The Path in Brief

Becoming a CA(SA) means an accredited BCom (3 years), a postgraduate CTA/Honours (1–2 years), then a three-year SAICA training contract (articles) at an accredited firm, while passing the Initial Test of Competence (ITC) and Assessment of Professional Competence (APC).

Step 1: Accredited Undergraduate Degree

Study a SAICA-accredited BCom Accounting at universities such as UCT, Stellenbosch, Wits, UP, or UKZN. Aim to pass every subject first time — failing a module can add a full year.

Step 2: CTA / Honours

The Certificate in the Theory of Accounting is the toughest academic year of the journey, with notoriously high failure rates. Many students repeat it. Budget accordingly.

Step 3: Articles and Board Exams

A three-year training contract at an audit or commerce firm. You earn a salary during this period (roughly R18,000–R28,000/month), which offsets some of the cost. Pass the ITC after CTA and the APC near the end of articles.

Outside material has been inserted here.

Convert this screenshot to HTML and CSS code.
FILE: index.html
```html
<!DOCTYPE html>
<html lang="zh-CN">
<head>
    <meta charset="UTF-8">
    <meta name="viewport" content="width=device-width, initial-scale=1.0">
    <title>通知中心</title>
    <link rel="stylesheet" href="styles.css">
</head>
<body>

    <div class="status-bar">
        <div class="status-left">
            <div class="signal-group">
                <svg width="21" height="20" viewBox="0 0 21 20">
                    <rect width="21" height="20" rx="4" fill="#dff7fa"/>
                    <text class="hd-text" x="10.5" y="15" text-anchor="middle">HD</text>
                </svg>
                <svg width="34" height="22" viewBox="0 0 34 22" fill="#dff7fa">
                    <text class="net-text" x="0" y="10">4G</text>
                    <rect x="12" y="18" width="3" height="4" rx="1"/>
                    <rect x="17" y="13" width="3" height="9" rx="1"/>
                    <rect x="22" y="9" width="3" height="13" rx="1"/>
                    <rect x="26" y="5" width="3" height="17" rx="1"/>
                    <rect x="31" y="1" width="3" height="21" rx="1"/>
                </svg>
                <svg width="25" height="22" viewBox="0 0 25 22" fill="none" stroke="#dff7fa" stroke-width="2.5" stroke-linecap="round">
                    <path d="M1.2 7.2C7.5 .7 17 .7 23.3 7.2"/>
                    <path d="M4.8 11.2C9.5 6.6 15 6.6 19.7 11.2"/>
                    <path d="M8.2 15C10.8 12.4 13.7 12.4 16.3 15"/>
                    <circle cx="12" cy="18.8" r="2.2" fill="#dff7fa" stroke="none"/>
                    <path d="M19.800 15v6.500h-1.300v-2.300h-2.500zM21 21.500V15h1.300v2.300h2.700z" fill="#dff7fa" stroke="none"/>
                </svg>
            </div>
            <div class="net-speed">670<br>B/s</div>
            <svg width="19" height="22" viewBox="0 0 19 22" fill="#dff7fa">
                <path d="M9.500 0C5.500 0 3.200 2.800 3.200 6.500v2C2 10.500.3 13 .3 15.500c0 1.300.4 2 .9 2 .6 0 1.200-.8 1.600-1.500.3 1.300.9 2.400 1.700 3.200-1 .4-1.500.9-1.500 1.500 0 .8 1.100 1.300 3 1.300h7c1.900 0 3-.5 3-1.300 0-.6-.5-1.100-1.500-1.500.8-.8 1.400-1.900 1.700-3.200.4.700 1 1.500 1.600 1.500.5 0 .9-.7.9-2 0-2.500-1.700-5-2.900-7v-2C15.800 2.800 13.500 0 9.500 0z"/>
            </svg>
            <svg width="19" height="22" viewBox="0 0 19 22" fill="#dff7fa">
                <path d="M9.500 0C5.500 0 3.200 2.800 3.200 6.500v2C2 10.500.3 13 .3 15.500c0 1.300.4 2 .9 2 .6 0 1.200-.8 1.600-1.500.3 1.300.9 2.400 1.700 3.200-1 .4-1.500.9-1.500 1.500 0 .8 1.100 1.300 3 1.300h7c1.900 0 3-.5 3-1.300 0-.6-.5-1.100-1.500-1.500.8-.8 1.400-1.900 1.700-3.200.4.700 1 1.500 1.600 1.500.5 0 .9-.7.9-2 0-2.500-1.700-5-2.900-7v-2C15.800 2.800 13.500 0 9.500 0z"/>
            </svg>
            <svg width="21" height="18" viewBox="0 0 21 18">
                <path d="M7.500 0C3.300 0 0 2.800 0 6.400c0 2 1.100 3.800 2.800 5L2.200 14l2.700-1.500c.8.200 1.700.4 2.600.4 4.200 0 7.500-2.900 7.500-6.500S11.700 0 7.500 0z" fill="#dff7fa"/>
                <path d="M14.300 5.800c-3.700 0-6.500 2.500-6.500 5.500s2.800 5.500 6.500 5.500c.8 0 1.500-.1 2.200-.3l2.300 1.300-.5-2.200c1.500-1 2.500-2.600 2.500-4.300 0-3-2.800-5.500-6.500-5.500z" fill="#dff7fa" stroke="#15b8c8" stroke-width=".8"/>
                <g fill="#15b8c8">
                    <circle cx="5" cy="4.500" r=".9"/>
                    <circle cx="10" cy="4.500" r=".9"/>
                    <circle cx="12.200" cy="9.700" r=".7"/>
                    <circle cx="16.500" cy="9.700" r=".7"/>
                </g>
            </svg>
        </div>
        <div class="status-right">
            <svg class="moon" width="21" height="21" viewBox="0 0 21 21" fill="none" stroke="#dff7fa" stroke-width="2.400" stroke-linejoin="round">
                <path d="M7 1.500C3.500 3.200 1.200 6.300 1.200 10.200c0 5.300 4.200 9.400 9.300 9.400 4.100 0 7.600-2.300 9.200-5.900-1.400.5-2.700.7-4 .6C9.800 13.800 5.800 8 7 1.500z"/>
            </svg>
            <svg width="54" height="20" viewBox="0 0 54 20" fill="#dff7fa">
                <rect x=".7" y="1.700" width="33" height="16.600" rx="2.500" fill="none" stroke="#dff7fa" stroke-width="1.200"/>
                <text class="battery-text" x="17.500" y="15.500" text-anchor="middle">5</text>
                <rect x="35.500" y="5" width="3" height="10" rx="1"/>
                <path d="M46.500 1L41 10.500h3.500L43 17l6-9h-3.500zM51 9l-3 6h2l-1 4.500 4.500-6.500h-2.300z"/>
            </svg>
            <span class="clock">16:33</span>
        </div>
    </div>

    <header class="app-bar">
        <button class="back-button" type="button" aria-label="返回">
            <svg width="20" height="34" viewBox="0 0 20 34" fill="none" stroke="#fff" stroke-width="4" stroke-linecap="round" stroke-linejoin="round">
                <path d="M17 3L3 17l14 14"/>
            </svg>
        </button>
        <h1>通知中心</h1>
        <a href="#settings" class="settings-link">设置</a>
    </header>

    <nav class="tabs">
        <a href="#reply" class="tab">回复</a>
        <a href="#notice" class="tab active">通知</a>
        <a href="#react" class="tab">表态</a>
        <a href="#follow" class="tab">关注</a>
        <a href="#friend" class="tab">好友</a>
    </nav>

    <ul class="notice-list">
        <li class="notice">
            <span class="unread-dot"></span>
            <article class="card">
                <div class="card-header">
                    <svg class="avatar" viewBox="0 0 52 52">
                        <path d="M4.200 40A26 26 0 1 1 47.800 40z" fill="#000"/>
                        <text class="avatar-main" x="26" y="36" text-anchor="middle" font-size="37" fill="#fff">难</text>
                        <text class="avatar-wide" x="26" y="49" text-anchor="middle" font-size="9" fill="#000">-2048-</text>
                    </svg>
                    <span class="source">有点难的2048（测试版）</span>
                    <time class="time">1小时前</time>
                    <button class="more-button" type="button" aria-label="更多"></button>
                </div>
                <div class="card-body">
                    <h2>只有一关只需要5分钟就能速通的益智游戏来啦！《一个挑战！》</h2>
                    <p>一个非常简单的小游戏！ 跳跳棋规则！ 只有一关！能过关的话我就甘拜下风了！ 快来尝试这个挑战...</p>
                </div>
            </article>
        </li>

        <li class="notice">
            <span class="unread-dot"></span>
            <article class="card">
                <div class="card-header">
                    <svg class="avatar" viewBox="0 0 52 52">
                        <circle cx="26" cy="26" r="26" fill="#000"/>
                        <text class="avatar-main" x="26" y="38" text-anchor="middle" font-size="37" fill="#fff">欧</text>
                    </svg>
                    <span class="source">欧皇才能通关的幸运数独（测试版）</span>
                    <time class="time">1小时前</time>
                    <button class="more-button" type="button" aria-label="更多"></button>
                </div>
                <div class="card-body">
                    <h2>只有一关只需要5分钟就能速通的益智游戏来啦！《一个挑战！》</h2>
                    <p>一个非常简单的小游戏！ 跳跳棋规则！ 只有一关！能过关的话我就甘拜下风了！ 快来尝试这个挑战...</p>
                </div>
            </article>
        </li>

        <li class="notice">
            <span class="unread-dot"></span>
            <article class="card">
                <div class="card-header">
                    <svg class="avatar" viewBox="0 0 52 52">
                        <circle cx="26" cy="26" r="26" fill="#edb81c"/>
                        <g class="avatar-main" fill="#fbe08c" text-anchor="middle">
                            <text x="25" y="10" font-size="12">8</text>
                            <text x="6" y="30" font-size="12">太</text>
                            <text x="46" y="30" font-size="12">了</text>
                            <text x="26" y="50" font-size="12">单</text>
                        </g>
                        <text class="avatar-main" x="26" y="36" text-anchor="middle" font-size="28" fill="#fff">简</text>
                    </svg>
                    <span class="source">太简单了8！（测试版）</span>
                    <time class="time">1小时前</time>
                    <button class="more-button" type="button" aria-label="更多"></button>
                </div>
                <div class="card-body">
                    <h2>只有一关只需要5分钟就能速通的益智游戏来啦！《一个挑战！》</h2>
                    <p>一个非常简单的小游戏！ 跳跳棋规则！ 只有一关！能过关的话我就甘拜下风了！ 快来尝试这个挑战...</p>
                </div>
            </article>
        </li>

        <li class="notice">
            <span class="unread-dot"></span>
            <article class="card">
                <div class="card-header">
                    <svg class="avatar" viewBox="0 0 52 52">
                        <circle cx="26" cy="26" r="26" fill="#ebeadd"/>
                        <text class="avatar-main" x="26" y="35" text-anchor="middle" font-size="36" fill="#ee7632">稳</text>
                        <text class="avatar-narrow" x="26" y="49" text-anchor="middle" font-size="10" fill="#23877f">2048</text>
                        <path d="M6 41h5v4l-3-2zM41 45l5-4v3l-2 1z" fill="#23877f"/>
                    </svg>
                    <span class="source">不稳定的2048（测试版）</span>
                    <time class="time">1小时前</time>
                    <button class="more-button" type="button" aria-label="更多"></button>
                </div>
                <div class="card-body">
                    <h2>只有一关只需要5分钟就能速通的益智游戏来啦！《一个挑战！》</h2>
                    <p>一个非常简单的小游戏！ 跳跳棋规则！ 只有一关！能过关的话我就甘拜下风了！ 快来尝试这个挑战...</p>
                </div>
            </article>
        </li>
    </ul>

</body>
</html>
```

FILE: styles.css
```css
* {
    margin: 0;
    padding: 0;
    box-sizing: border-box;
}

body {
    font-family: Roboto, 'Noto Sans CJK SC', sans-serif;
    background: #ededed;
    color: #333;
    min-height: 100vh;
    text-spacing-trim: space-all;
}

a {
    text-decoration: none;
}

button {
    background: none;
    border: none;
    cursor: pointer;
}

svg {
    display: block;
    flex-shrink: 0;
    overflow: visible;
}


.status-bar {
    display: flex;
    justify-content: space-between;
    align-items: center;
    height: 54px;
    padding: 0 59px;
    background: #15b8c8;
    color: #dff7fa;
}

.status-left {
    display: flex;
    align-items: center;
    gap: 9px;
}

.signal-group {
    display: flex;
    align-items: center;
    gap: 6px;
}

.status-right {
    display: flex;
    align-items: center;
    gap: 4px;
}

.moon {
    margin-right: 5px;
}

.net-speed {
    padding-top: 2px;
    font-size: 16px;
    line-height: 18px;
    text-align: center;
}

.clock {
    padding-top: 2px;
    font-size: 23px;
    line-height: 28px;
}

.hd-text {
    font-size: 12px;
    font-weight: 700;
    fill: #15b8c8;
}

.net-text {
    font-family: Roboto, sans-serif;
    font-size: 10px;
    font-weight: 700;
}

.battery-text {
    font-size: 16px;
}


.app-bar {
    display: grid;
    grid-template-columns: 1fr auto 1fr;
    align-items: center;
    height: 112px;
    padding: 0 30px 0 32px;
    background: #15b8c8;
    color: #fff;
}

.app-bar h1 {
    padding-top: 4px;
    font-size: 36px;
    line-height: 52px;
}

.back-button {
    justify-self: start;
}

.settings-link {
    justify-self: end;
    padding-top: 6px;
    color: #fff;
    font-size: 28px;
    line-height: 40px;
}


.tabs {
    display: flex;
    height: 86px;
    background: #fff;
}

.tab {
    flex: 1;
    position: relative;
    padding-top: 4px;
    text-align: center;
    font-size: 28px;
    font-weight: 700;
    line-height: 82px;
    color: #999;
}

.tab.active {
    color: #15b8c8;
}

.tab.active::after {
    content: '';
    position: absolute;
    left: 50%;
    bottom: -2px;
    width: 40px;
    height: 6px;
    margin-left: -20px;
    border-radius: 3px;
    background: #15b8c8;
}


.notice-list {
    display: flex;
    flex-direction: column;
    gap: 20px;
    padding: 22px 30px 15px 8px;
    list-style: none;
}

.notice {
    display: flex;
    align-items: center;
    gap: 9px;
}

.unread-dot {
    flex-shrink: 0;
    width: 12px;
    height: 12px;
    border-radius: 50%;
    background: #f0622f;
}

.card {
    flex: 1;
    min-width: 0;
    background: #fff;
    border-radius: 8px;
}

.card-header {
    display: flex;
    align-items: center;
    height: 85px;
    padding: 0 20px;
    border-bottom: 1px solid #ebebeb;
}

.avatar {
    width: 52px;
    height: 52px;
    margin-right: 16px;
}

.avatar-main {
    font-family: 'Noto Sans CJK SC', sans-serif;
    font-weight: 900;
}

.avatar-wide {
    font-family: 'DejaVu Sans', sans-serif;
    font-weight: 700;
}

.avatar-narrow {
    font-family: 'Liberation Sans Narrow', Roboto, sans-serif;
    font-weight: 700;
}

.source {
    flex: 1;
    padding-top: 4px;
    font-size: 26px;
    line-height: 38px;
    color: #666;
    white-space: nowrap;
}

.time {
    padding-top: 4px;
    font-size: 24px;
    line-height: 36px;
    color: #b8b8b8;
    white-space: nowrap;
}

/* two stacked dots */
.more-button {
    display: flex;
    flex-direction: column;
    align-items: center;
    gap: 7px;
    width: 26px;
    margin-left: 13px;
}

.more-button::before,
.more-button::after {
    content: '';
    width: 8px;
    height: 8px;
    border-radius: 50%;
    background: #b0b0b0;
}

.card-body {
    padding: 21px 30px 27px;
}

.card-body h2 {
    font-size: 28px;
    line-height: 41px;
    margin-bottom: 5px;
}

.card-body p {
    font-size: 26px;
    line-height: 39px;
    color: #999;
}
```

"The CA(SA) is expensive and brutal, but it remains the single most reliable ticket to the executive suite in South African business."

The Numbers

  • Total tuition (BCom + CTA): R350,000 – R550,000
  • Forgone earnings during study: R400,000+
  • Newly qualified CA(SA) salary: R600,000 – R800,000/year
  • CFO / senior finance (10+ years): R1.75m – R4m+/year

For those who complete it, the return on investment is strong: the qualification opens doors to finance leadership, investment banking, and the boardroom faster than almost any other route.